What you need to do —
Produce an exact copy of all the data below, dropping every image.

------ Source data

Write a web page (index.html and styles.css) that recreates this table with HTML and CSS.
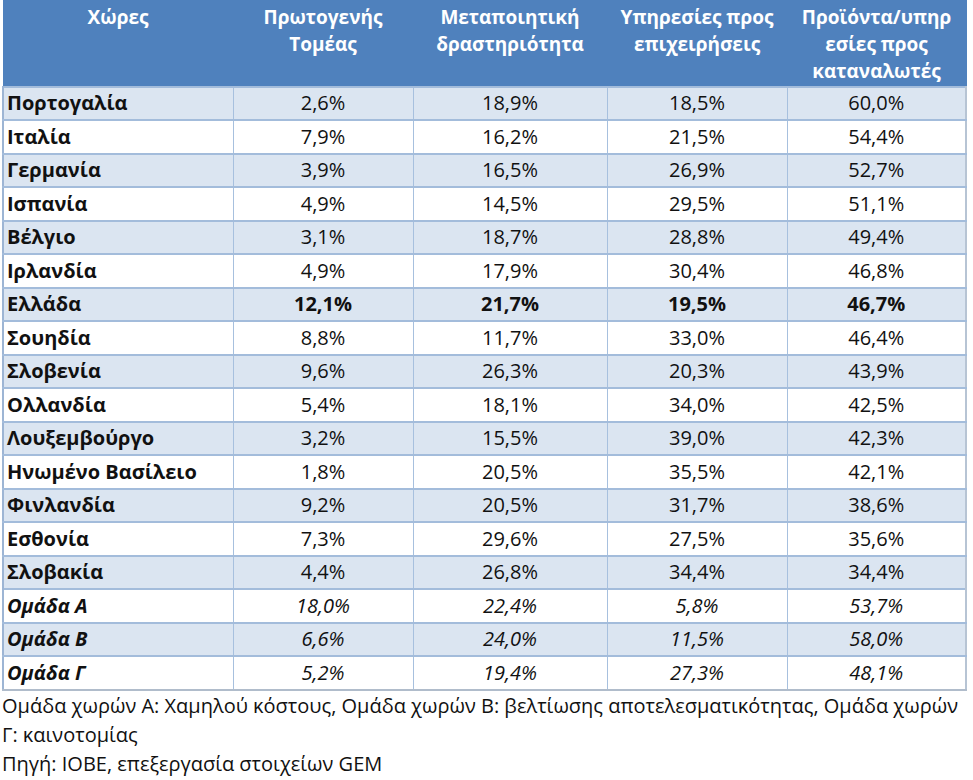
FILE: index.html
```html
<!DOCTYPE html>
<html lang="el">
<head>
<meta charset="utf-8">
<link rel="stylesheet" href="styles.css">
</head>
<body>
<table class="gem">
  <colgroup>
    <col class="c1"><col class="c2"><col class="c3"><col class="c4"><col class="c5">
  </colgroup>
  <thead>
    <tr>
      <th>Χώρες</th>
      <th>Πρωτογενής<br>Τομέας</th>
      <th>Μεταποιητική<br>δραστηριότητα</th>
      <th>Υπηρεσίες προς<br>επιχειρήσεις</th>
      <th>Προϊόντα/υπηρ<br>εσίες προς<br>καταναλωτές</th>
    </tr>
  </thead>
  <tbody>
    <tr><td>Πορτογαλία</td><td>2,6%</td><td>18,9%</td><td>18,5%</td><td>60,0%</td></tr>
    <tr><td>Ιταλία</td><td>7,9%</td><td>16,2%</td><td>21,5%</td><td>54,4%</td></tr>
    <tr><td>Γερμανία</td><td>3,9%</td><td>16,5%</td><td>26,9%</td><td>52,7%</td></tr>
    <tr><td>Ισπανία</td><td>4,9%</td><td>14,5%</td><td>29,5%</td><td>51,1%</td></tr>
    <tr><td>Βέλγιο</td><td>3,1%</td><td>18,7%</td><td>28,8%</td><td>49,4%</td></tr>
    <tr><td>Ιρλανδία</td><td>4,9%</td><td>17,9%</td><td>30,4%</td><td>46,8%</td></tr>
    <tr class="hl"><td>Ελλάδα</td><td>12,1%</td><td>21,7%</td><td>19,5%</td><td>46,7%</td></tr>
    <tr><td>Σουηδία</td><td>8,8%</td><td>11,7%</td><td>33,0%</td><td>46,4%</td></tr>
    <tr><td>Σλοβενία</td><td>9,6%</td><td>26,3%</td><td>20,3%</td><td>43,9%</td></tr>
    <tr><td>Ολλανδία</td><td>5,4%</td><td>18,1%</td><td>34,0%</td><td>42,5%</td></tr>
    <tr><td>Λουξεμβούργο</td><td>3,2%</td><td>15,5%</td><td>39,0%</td><td>42,3%</td></tr>
    <tr><td>Ηνωμένο Βασίλειο</td><td>1,8%</td><td>20,5%</td><td>35,5%</td><td>42,1%</td></tr>
    <tr><td>Φινλανδία</td><td>9,2%</td><td>20,5%</td><td>31,7%</td><td>38,6%</td></tr>
    <tr><td>Εσθονία</td><td>7,3%</td><td>29,6%</td><td>27,5%</td><td>35,6%</td></tr>
    <tr class="last"><td>Σλοβακία</td><td>4,4%</td><td>26,8%</td><td>34,4%</td><td>34,4%</td></tr>
    <tr class="grp"><td>Ομάδα Α</td><td>18,0%</td><td>22,4%</td><td>5,8%</td><td>53,7%</td></tr>
    <tr class="grp"><td>Ομάδα Β</td><td>6,6%</td><td>24,0%</td><td>11,5%</td><td>58,0%</td></tr>
    <tr class="grp"><td>Ομάδα Γ</td><td>5,2%</td><td>19,4%</td><td>27,3%</td><td>48,1%</td></tr>
  </tbody>
</table>
<p class="note">Ομάδα χωρών Α: Χαμηλού κόστους, Ομάδα χωρών Β: βελτίωσης αποτελεσματικότητας, Ομάδα χωρών<br>Γ: καινοτομίας</p>
<p class="note">Πηγή: ΙΟΒΕ, επεξεργασία στοιχείων GEM</p>
</body>
</html>
```
FILE: styles.css
```css
html, body {
  margin: 0;
  padding: 0;
  background: #ffffff;
}
body {
  padding: 0 0 0 2px;
  font-family: "Open Sans", "Noto Sans", sans-serif;
  color: #111111;
}
.gem {
  border-collapse: collapse;
  table-layout: fixed;
  width: 963px;
  font-size: 20px;
}
.c1 { width: 230px; }
.c2 { width: 180px; }
.c3 { width: 194px; }
.c4 { width: 180px; }
.c5 { width: 179px; }
.gem th {
  background: #4f81bd;
  color: #ffffff;
  font-weight: 700;
  font-size: 19px;
  line-height: 27px;
  height: 86px;
  padding: 3px 2px 0;
  vertical-align: top;
  text-align: center;
  border: 1px solid #4f81bd;
  box-sizing: border-box;
}
.gem td {
  height: 33.5px;
  padding: 0 4px;
  text-align: center;
  border-top: 2px solid #a3bcdb;
  border-bottom: 2px solid #a3bcdb;
  border-left: 1px solid #a7c0de;
  border-right: 1px solid #a7c0de;
  box-sizing: border-box;
  line-height: 28px;
}
.gem td:first-child {
  text-align: left;
  font-weight: 700;
  padding-left: 3px;
  border-left: 2px solid #9db5d4;
}
.gem td:last-child {
  border-right: 2px solid #b7c4d4;
}
.gem tbody tr:nth-child(odd) td {
  background: #dbe5f1;
}
.gem tbody tr:nth-child(even) td {
  background: #ffffff;
}
.gem tr.hl td {
  font-weight: 700;
}
.gem tr.last td {
  border-bottom: 2px dashed #9fb8d8;
}
.gem tr.grp td {
  font-style: italic;
}
.gem tr.grp:last-child td {
  border-bottom: 2px solid #b0bccb;
}
.note {
  margin: 0;
  font-size: 20px;
  line-height: 29px;
  color: #111111;
}
```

------------

Correct response —
Write a web page (index.html and styles.css) that recreates this table with HTML and CSS.
FILE: index.html
```html
<!DOCTYPE html>
<html lang="el">
<head>
<meta charset="utf-8">
<link rel="stylesheet" href="styles.css">
</head>
<body>
<table class="gem">
  <colgroup>
    <col class="c1"><col class="c2"><col class="c3"><col class="c4"><col class="c5">
  </colgroup>
  <thead>
    <tr>
      <th>Χώρες</th>
      <th>Πρωτογενής<br>Τομέας</th>
      <th>Μεταποιητική<br>δραστηριότητα</th>
      <th>Υπηρεσίες προς<br>επιχειρήσεις</th>
      <th>Προϊόντα/υπηρ<br>εσίες προς<br>καταναλωτές</th>
    </tr>
  </thead>
  <tbody>
    <tr><td>Πορτογαλία</td><td>2,6%</td><td>18,9%</td><td>18,5%</td><td>60,0%</td></tr>
    <tr><td>Ιταλία</td><td>7,9%</td><td>16,2%</td><td>21,5%</td><td>54,4%</td></tr>
    <tr><td>Γερμανία</td><td>3,9%</td><td>16,5%</td><td>26,9%</td><td>52,7%</td></tr>
    <tr><td>Ισπανία</td><td>4,9%</td><td>14,5%</td><td>29,5%</td><td>51,1%</td></tr>
    <tr><td>Βέλγιο</td><td>3,1%</td><td>18,7%</td><td>28,8%</td><td>49,4%</td></tr>
    <tr><td>Ιρλανδία</td><td>4,9%</td><td>17,9%</td><td>30,4%</td><td>46,8%</td></tr>
    <tr class="hl"><td>Ελλάδα</td><td>12,1%</td><td>21,7%</td><td>19,5%</td><td>46,7%</td></tr>
    <tr><td>Σουηδία</td><td>8,8%</td><td>11,7%</td><td>33,0%</td><td>46,4%</td></tr>
    <tr><td>Σλοβενία</td><td>9,6%</td><td>26,3%</td><td>20,3%</td><td>43,9%</td></tr>
    <tr><td>Ολλανδία</td><td>5,4%</td><td>18,1%</td><td>34,0%</td><td>42,5%</td></tr>
    <tr><td>Λουξεμβούργο</td><td>3,2%</td><td>15,5%</td><td>39,0%</td><td>42,3%</td></tr>
    <tr><td>Ηνωμένο Βασίλειο</td><td>1,8%</td><td>20,5%</td><td>35,5%</td><td>42,1%</td></tr>
    <tr><td>Φινλανδία</td><td>9,2%</td><td>20,5%</td><td>31,7%</td><td>38,6%</td></tr>
    <tr><td>Εσθονία</td><td>7,3%</td><td>29,6%</td><td>27,5%</td><td>35,6%</td></tr>
    <tr class="last"><td>Σλοβακία</td><td>4,4%</td><td>26,8%</td><td>34,4%</td><td>34,4%</td></tr>
    <tr class="grp"><td>Ομάδα Α</td><td>18,0%</td><td>22,4%</td><td>5,8%</td><td>53,7%</td></tr>
    <tr class="grp"><td>Ομάδα Β</td><td>6,6%</td><td>24,0%</td><td>11,5%</td><td>58,0%</td></tr>
    <tr class="grp"><td>Ομάδα Γ</td><td>5,2%</td><td>19,4%</td><td>27,3%</td><td>48,1%</td></tr>
  </tbody>
</table>
<p class="note">Ομάδα χωρών Α: Χαμηλού κόστους, Ομάδα χωρών Β: βελτίωσης αποτελεσματικότητας, Ομάδα χωρών<br>Γ: καινοτομίας</p>
<p class="note">Πηγή: ΙΟΒΕ, επεξεργασία στοιχείων GEM</p>
</body>
</html>
```
FILE: styles.css
```css
html, body {
  margin: 0;
  padding: 0;
  background: #ffffff;
}
body {
  padding: 0 0 0 2px;
  font-family: "Open Sans", "Noto Sans", sans-serif;
  color: #111111;
}
.gem {
  border-collapse: collapse;
  table-layout: fixed;
  width: 963px;
  font-size: 20px;
}
.c1 { width: 230px; }
.c2 { width: 180px; }
.c3 { width: 194px; }
.c4 { width: 180px; }
.c5 { width: 179px; }
.gem th {
  background: #4f81bd;
  color: #ffffff;
  font-weight: 700;
  font-size: 19px;
  line-height: 27px;
  height: 86px;
  padding: 3px 2px 0;
  vertical-align: top;
  text-align: center;
  border: 1px solid #4f81bd;
  box-sizing: border-box;
}
.gem td {
  height: 33.5px;
  padding: 0 4px;
  text-align: center;
  border-top: 2px solid #a3bcdb;
  border-bottom: 2px solid #a3bcdb;
  border-left: 1px solid #a7c0de;
  border-right: 1px solid #a7c0de;
  box-sizing: border-box;
  line-height: 28px;
}
.gem td:first-child {
  text-align: left;
  font-weight: 700;
  padding-left: 3px;
  border-left: 2px solid #9db5d4;
}
.gem td:last-child {
  border-right: 2px solid #b7c4d4;
}
.gem tbody tr:nth-child(odd) td {
  background: #dbe5f1;
}
.gem tbody tr:nth-child(even) td {
  background: #ffffff;
}
.gem tr.hl td {
  font-weight: 700;
}
.gem tr.last td {
  border-bottom: 2px dashed #9fb8d8;
}
.gem tr.grp td {
  font-style: italic;
}
.gem tr.grp:last-child td {
  border-bottom: 2px solid #b0bccb;
}
.note {
  margin: 0;
  font-size: 20px;
  line-height: 29px;
  color: #111111;
}
```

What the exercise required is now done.